The whizzer-fitted Zu widebander with its Stiletto phase plug is entirely free of shoutiness. Accordingly, it lacks the sizzly excitement of Lowthers. There's none of their preternaturally charged on-the-edge stance. The Zu sound is intrinsically relaxed, dense, meaty and easy. It's very different from, say a Second Rethm (my favorite Lowther implementation so far). That I'd characterize as blindingly fast, ultra-transparent, lean and lean again and still a bit energetic in the presence band.


Where we move into the special domain of Zu domination is tone and timing. Lowthers will give you the timing but not this type of tone and image density. To get both -- where to many, image density could connote perhaps a small amount of ponderousness -- is an unusual double teaming in perfect balance. With the Definition Pro, unequalled bass quantity and quality then act like the color black when just the right amount gets mixed evenly into a color photo. Tone colors deepen and saturate while contrast de-sharpens a hair (which would -- and in fact does -- make the usual Lowther implementation sharper and more incisive by comparison).

Timing relates to transient precision, not sharpness. This precision turns into rhythmic elan or swing and structural intelligibility. That's a big factor of the easy-listening appeal. The twosome of tone and timing makes for a special kind of coherence. It captures both textures and structures equally without favoring one over the other. If all of this were beginning to sound a bit anti-spectacular, I'd have described it correctly. Things are rather non-spectacular. We're talking natural after all. The only truly spectacular aspect about the Definition Pros is their bass. We're in essence dealing with two massive subwoofers endowed with high-IQ brains (the Rane EQ below 40Hz), prodigious cone areas, high efficiencies and superior amplification (whatever you decide to bring to the party).


This kind of pitch-accurate, transient-correct, dynamically liberated bass without port-induced ringiness is addictive. Getting it in a modestly sized integrated enclosure as the Pro is unheard of. Large-scale orchestral music without organ doesn't contain much instrumental information below 30Hz. Yet the sheer density of coincidental bass occurrences can be staggeringly complex. When those remain discrete entities with their respective venue interactions intact, the sense of realism and scale is simply that much more profound.


Reggae, Rap and electronica with their synthesized
infrasonics at often high SPLs are another arena. It just begs to be explored with the Definition Pro artillery of bass hardware at your beck and call. Perhaps more fascinating than rave-level organ massages is the survival of full bass at medium to low levels. Everything simply scales back in unison. The bass doesn't drop out. If you're starting to battle psychoacoustics at truly subdued levels, simply dial in a 3dB-or-greater lift at 20Hz. Presto, Reggae in a bottle. Micro rap. Daydream techno.


Besides myself, I know of two other Avantgarde Duo owners who've switched to Definition Pros.

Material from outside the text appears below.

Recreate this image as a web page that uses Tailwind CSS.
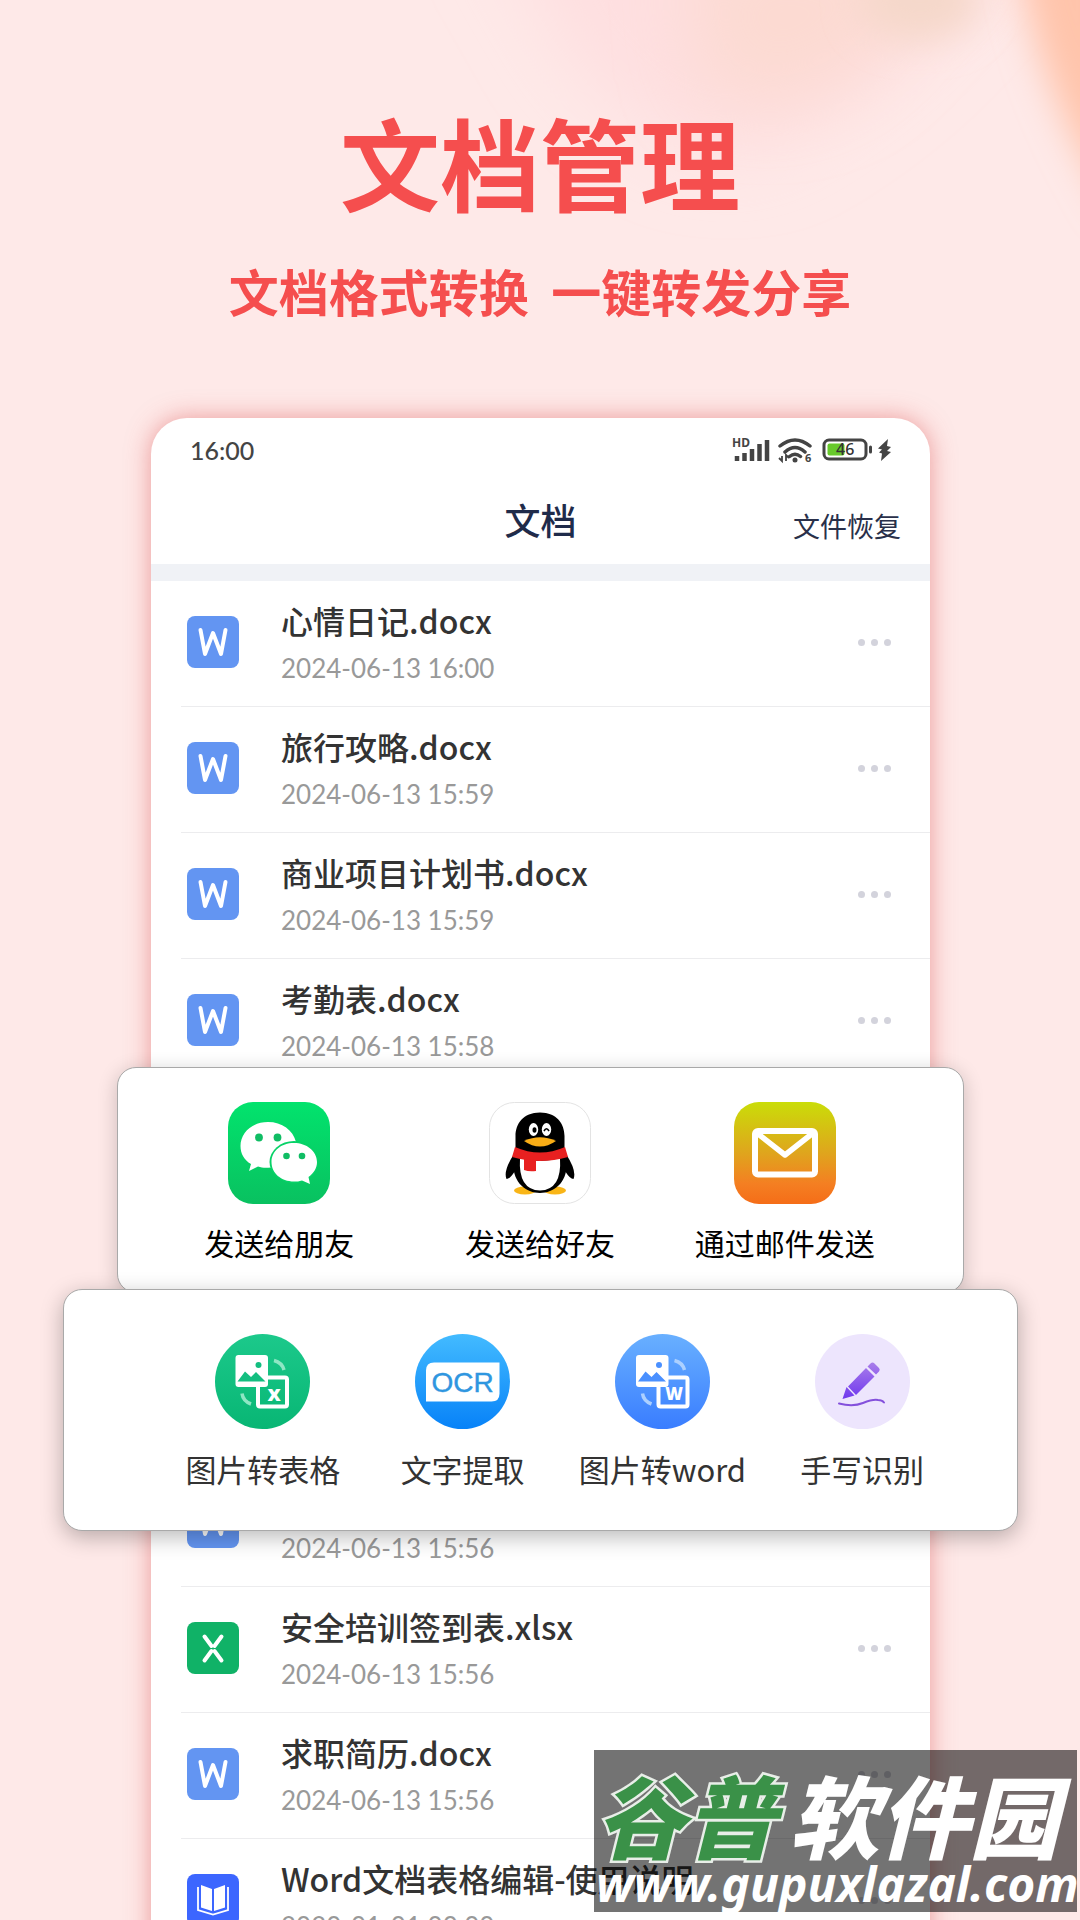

As Zu gains Definition homes and owners, there'll eventually be Pro owners who switch to Avantgardes. There's a direct connection. It's a level bridge of mutual respect and recognition. Some might prefer the horns, others the widebanders. The point is, the musical values are similar. The Avantgardes -- especially after the latest Omega upgrade and forthcoming Duo bass horns -- are probably the more keenly resolved and also couple to the air differently. The Definition may tip the scales in coherence and bass integration. Its bass array kicks in two octaves lower than the Duos and subscribes to the same high-efficiency, direct-coupled approach as the frontal array. The Duos -- until now at least -- transitioned from spherical horns to non-hornloaded bass systems. That battled a textural discontinuity that could be sublimated by expert setup and voicing but perhaps never became the complete non-issue it is with the Definitions.


I thus fully concur with Les' comments. There's a distinct sonic family resemblance between the Definition Pros and big horn systems. Yet few -- if any -- of the latter will offer the sheer flexibility and smarts the Rane equalizer brings to the party. How about weaknesses? Conceptually, Zu has an issue with their lineup. We jump from $2,800/pr for the Druid to $9,000/pr for the Definition (add $1,000 for the Pro which removes the internal bass amp, replaces the four rear-firing woofers with higher-excursion units and makes bi-amping mandatory). That hole in the middle is currently filled with subwoofers - the 2 x 10" Mini Method at $1,500 and the 2 x 15" Method at $2,500. You could hit $6,000 dead center with a pair of Druids and two Minis. What could Zu introduce by way of a $6,000/pr one-box speaker that makes sense? A Definition with two instead of four woofers is essentially a Druid minus one widebander plus a Mini.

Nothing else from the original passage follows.